- Moor Park, Crosby Location within Merseyside
- OS grid reference: SD327005
- Metropolitan borough: Sefton;
- Metropolitan county: Merseyside;
- Region: North West;
- Country: England
- Sovereign state: United Kingdom
- Post town: LIVERPOOL
- Postcode district: L23
- Dialling code: 0151
- Police: Merseyside
- Fire: Merseyside
- Ambulance: North West

= Moor Park, Crosby =

Moor Park is a residential area of Crosby in Merseyside. Initially developed in the early years of the twentieth century, it is situated on the northern side of Moor Lane, the main A565 road out of Crosby to the north, encompassing Moor Close, Moor Coppice and the northern tip of Forefield Lane.

It includes the tree-lined Poplar Avenue, Elm Avenue and Chestnut Avenue, and the Tithebarn, a masonic residential home set in its own grounds.

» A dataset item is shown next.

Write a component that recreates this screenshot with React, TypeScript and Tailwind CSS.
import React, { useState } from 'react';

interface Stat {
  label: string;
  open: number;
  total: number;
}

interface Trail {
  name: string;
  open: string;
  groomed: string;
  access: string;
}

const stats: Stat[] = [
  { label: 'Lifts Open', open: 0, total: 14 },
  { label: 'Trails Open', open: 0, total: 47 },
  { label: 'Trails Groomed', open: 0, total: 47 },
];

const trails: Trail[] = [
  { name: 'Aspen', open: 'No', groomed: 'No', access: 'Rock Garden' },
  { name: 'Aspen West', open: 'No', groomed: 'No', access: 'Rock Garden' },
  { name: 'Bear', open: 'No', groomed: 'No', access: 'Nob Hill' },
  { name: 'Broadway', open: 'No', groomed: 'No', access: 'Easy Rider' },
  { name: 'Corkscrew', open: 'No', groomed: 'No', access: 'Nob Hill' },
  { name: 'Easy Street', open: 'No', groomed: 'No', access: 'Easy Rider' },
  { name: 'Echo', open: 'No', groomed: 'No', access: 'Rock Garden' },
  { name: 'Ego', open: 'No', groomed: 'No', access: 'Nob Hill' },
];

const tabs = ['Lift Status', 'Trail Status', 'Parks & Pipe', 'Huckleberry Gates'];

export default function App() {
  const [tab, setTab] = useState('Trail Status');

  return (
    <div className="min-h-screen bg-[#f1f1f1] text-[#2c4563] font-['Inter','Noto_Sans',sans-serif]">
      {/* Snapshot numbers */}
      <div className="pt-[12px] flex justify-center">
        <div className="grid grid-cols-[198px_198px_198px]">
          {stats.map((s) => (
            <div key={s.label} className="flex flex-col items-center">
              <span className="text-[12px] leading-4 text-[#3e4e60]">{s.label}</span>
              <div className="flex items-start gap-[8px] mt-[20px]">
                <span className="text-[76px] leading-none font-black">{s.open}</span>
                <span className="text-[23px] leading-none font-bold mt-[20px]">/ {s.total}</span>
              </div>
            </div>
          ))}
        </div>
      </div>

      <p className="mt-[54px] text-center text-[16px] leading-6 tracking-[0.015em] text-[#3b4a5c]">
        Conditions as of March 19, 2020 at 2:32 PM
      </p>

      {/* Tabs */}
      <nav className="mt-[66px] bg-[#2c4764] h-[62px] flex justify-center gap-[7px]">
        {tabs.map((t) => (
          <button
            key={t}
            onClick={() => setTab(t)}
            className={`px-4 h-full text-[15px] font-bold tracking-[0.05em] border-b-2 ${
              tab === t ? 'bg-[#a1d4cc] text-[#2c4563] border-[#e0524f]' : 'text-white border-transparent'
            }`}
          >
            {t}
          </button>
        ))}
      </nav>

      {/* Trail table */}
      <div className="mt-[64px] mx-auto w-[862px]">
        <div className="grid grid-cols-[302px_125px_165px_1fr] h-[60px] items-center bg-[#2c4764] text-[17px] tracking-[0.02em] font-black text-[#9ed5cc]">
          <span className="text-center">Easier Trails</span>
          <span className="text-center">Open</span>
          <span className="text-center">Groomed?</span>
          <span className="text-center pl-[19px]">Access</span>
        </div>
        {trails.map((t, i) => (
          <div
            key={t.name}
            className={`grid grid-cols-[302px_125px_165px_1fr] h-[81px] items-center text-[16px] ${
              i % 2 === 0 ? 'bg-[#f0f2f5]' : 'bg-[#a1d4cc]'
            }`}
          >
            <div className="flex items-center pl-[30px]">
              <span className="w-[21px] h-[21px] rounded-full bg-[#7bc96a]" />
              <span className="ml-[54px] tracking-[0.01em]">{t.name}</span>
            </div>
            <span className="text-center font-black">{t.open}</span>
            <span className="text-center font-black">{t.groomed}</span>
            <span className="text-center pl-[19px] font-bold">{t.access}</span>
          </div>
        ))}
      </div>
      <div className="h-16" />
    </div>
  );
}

Chestnut Avenue, as its name suggests, is lined on both sides by many conker trees. At its northerly end is a public footpath, which leads between agricultural fields, and around the walls of Crosby Hall to Little Crosby.

Moor Park is also home to the Northern Club, situated in Elm Avenue, who moved there in 1907 while the residential site was in its infancy. The club has continued to evolve, and has facilities for cricket, hockey, crown green bowling and squash.